At long last we get to try the heating options here. Remember these places are mainly summer residences and heat insulation is largely an afterthought. Bedrooms have an electric wall-mounted radiator, and the living room’s AC unit pumps out toasty levels of hot air.

The missing link is the bathroom with its stone floor tiles and large window. We’ll just have to wait and see what can be done. The other bugbear is the limited amount of kitchen worktop space, and dim lighting. We’re reaching the minimum requirements for the formation of a to-do-list.

The daily morning walk to the beach with our two dogs continues regardless of the weather. One visibly loves it, tumbling in the sand, while the other gives the impression of do I really need to be here. Occasionally we stumble across a dead fish or seagull, why do they always want to rub their faces in such dead detritus.
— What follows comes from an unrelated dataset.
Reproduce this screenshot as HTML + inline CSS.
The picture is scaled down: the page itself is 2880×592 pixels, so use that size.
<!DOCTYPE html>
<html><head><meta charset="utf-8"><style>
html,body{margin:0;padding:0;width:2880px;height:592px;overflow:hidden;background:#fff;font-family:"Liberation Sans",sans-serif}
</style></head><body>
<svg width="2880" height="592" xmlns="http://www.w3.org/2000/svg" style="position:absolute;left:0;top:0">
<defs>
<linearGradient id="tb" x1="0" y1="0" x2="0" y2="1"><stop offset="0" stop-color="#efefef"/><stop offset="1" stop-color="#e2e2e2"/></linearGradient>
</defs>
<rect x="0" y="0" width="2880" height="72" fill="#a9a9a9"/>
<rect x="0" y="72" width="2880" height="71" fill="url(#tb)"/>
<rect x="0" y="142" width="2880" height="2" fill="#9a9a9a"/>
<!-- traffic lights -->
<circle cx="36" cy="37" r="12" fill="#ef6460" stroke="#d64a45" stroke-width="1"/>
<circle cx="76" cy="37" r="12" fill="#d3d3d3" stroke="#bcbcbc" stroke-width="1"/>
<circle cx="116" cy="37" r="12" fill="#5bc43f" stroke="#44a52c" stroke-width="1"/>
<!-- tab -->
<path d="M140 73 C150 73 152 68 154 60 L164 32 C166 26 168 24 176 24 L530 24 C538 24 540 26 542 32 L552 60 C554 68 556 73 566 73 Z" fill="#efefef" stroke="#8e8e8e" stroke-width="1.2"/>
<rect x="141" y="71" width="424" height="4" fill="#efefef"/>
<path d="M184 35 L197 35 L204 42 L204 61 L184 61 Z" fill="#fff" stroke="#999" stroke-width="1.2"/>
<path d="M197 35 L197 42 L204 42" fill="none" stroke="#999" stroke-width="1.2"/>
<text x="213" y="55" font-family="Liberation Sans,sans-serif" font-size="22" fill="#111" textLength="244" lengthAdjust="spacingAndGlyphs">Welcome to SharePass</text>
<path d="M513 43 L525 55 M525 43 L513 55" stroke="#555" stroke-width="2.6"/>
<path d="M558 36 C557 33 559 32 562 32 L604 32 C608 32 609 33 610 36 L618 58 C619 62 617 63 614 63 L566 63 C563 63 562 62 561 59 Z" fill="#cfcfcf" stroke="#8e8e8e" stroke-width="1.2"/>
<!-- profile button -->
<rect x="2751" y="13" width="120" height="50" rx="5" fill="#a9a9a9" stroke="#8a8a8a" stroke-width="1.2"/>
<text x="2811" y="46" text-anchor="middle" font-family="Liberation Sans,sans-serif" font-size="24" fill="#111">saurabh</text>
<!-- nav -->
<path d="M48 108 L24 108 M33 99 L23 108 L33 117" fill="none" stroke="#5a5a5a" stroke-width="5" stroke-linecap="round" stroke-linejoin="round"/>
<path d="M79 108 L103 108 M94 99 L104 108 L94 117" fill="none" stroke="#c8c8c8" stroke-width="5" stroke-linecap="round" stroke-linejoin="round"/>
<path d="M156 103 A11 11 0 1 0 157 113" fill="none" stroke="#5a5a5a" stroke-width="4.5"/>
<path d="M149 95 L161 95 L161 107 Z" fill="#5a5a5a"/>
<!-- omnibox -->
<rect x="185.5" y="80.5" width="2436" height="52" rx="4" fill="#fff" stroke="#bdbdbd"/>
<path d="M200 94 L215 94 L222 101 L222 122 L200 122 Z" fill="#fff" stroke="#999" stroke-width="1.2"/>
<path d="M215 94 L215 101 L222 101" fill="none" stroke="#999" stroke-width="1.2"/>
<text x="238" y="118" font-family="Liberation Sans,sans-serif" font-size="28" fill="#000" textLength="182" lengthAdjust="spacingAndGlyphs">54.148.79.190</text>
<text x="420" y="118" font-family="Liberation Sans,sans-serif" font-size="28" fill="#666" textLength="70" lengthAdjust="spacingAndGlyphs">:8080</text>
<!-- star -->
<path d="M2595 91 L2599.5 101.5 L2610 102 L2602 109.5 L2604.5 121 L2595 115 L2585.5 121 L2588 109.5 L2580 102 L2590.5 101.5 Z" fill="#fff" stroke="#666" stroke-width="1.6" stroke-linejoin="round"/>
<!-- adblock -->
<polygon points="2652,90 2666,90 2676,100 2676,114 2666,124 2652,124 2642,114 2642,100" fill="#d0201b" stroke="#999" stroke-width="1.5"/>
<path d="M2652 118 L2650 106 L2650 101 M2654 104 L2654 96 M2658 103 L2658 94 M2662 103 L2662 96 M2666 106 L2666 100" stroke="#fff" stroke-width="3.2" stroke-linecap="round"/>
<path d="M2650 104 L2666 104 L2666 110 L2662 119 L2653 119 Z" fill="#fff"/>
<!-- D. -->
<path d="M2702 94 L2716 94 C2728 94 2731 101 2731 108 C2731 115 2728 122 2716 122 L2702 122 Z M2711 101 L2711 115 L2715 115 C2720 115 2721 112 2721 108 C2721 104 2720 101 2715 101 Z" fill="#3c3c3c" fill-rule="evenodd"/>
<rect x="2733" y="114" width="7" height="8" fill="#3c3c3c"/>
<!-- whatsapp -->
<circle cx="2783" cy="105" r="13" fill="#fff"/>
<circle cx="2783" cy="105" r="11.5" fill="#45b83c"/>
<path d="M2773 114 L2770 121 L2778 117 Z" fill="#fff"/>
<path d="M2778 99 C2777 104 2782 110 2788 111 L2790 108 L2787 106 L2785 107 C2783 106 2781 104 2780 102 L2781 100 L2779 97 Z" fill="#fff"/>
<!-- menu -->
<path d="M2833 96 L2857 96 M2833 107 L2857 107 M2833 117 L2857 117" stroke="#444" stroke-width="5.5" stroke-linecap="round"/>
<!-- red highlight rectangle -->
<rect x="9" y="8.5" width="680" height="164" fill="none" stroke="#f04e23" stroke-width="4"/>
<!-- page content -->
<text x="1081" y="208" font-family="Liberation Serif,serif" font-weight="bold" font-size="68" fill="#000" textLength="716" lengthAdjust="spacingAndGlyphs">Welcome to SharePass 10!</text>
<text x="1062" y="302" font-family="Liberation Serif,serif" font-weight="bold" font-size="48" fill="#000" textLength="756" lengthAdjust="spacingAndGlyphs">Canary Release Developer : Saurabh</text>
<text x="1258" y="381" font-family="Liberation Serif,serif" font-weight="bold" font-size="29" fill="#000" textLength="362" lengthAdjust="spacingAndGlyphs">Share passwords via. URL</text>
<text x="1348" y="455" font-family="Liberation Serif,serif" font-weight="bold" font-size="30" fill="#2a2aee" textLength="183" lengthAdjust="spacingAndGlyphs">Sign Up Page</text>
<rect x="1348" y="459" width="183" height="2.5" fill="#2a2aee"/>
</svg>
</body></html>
As I walk along the windswept pristine shoreline I can’t help picking up rubbish, mostly the odd tin can and bits of plastic. On one outing some kids saw what I was doing and added to my bounty, well done to them. 
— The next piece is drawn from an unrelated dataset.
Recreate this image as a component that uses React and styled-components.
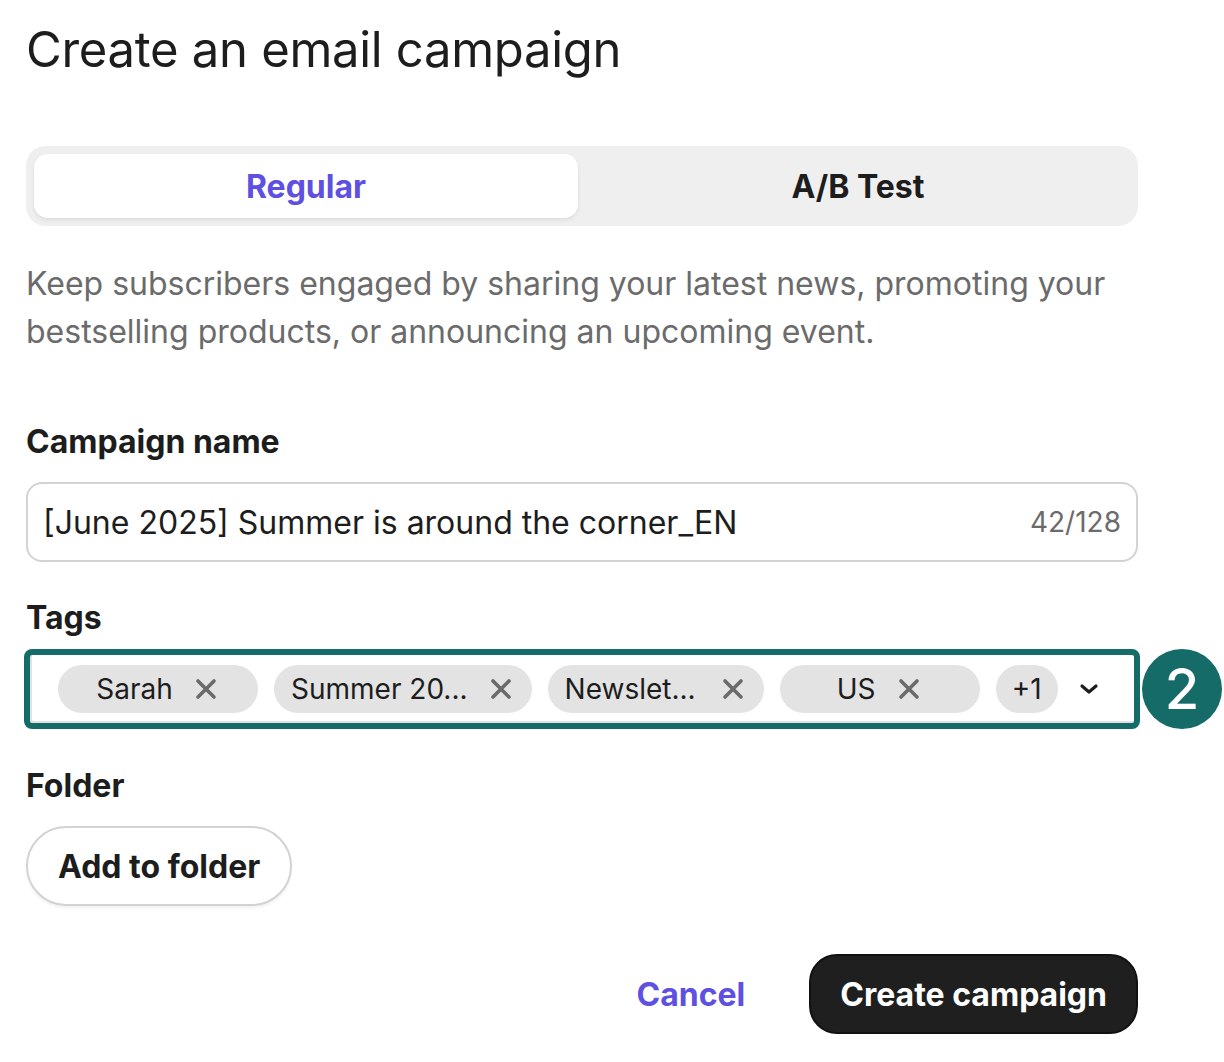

Thursday is Estartit’s market day which stretches out along a handful of streets a few blocks back from its seafront. I’ve been twice and there’s little to get excited about, a lot of clothes, bric-a-brac and bags, with a sprinkling of fruit and vegetable stalls opposite the church. I spot red chillies so grab a few, plus some red peppers and a dozen figs, all for less than 2€.

I keep hearing a lot of French spoken so it’s no surprise that I come across a French bakery in town. El Pa de l’Anna is small with an adjoining workspace where two bakers were hard at work. I managed to buy two small tarts, one chocolate, one lemon, two croissants and two small filled baguettes, one with chorizo, one with blue cheese and walnuts.

I walked out a mere 10€ lighter but was pleased with my choices, let’s hope they don’t close for winter.

I have to remind myself that this is a small town with equally small expectations given the time of year. Its ‘life and soul’ has retrenched until at least the spring, or a little later.

My next foolish quest is to find somewhere that offers an all day English breakfast.